## EXERCISE DESCRIPTION
Each line that holds the word "components" is to be identified and copied.

○ ○ ○ ○ ○ ○ ○

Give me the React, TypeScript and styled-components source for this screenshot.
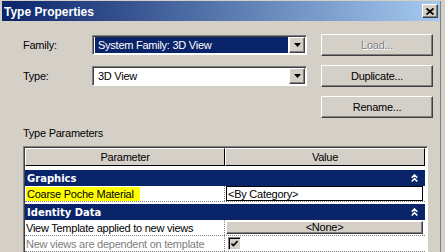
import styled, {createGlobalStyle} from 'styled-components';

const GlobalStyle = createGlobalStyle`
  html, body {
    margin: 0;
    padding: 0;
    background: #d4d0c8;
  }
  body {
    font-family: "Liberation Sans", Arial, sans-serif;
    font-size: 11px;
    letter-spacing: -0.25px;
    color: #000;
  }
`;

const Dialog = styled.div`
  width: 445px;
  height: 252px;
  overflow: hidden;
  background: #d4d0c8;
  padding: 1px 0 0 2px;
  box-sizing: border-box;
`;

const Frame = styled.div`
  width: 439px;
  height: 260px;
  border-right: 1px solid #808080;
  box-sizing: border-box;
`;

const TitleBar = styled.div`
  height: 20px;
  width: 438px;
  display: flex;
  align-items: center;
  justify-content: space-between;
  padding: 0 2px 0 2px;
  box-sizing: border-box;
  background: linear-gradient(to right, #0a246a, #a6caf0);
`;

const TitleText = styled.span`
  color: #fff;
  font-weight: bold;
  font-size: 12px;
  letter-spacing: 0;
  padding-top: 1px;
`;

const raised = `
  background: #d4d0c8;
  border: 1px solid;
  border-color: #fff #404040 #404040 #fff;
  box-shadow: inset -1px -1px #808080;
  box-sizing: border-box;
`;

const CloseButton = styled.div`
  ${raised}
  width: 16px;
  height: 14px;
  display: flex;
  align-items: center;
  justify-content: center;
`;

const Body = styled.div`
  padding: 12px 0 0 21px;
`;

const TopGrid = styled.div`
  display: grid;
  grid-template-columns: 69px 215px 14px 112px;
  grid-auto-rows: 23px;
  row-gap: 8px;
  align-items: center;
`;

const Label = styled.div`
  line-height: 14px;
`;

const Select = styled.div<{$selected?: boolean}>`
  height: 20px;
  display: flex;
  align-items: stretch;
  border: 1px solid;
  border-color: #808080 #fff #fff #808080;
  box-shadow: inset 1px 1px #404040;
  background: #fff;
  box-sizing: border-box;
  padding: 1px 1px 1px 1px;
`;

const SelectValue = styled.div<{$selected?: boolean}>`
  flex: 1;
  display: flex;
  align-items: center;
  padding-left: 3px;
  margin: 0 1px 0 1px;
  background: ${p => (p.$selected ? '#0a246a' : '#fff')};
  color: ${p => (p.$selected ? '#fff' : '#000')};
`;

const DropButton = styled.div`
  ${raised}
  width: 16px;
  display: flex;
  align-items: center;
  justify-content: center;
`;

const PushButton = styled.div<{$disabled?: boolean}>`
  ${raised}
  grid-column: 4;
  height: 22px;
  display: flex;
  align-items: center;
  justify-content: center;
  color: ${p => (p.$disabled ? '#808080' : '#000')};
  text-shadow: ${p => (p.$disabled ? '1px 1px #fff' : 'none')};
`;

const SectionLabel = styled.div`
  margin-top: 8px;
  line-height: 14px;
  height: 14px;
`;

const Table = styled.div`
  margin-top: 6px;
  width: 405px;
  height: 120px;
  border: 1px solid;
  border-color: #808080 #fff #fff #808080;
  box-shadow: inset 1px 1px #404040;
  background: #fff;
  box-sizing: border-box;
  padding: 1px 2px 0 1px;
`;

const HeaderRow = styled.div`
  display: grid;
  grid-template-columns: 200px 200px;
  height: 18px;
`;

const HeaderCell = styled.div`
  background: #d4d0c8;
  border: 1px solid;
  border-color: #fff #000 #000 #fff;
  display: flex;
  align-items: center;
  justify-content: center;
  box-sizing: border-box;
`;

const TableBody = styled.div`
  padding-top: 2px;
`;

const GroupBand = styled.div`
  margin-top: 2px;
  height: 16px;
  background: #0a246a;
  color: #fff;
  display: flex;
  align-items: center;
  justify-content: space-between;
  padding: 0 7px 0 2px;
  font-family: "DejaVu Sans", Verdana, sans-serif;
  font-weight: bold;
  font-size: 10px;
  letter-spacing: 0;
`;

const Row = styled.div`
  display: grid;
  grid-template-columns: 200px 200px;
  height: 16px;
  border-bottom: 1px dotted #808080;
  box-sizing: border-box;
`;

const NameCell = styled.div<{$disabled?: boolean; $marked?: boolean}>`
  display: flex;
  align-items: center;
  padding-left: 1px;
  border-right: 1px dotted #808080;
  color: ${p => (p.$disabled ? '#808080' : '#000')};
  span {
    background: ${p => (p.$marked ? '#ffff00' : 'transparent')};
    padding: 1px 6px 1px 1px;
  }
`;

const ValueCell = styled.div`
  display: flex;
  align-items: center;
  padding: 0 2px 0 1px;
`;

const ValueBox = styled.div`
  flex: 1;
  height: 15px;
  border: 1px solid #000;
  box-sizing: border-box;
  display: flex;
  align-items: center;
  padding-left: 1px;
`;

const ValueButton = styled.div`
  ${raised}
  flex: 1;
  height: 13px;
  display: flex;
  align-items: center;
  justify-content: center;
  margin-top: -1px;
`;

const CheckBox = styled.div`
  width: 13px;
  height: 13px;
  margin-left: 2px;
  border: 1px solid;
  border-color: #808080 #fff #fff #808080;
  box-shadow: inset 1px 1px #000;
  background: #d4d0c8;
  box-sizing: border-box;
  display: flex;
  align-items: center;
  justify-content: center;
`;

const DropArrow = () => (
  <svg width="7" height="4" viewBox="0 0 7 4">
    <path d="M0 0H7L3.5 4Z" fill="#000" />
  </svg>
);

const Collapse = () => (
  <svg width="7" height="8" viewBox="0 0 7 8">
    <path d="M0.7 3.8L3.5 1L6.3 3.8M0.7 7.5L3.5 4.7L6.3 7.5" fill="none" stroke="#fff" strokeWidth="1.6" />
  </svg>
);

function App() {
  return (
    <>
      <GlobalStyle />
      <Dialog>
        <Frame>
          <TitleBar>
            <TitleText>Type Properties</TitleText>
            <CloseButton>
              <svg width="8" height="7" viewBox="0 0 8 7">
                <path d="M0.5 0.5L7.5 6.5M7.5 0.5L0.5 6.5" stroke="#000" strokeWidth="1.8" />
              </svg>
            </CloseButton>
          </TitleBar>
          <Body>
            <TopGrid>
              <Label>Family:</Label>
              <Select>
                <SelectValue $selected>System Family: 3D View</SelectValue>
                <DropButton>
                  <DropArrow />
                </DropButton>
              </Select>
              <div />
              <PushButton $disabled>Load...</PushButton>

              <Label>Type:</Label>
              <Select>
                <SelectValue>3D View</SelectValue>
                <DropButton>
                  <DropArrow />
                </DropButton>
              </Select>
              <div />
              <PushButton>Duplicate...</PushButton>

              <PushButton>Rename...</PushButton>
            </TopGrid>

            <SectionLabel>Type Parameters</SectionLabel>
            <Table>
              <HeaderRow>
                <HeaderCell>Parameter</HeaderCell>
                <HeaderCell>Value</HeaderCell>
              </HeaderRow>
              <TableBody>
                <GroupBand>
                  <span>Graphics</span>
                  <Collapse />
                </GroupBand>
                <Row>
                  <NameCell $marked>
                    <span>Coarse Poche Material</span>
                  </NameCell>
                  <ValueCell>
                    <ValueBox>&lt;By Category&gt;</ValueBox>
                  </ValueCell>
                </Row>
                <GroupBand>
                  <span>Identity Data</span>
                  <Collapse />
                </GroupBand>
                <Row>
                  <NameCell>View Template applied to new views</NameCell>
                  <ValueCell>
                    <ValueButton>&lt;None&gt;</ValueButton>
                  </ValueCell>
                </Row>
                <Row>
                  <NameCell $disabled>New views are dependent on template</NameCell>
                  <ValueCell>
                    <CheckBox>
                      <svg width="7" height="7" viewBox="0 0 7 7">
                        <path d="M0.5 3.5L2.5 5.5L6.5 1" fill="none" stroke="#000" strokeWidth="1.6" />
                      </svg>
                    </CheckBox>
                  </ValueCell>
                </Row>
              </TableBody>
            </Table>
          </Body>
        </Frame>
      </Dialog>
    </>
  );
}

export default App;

○ ○ ○ ○ ○ ○ ○

## RESULT OF THE EXERCISE
Give me the React, TypeScript and styled-components source for this screenshot.
import styled, {createGlobalStyle} from 'styled-components';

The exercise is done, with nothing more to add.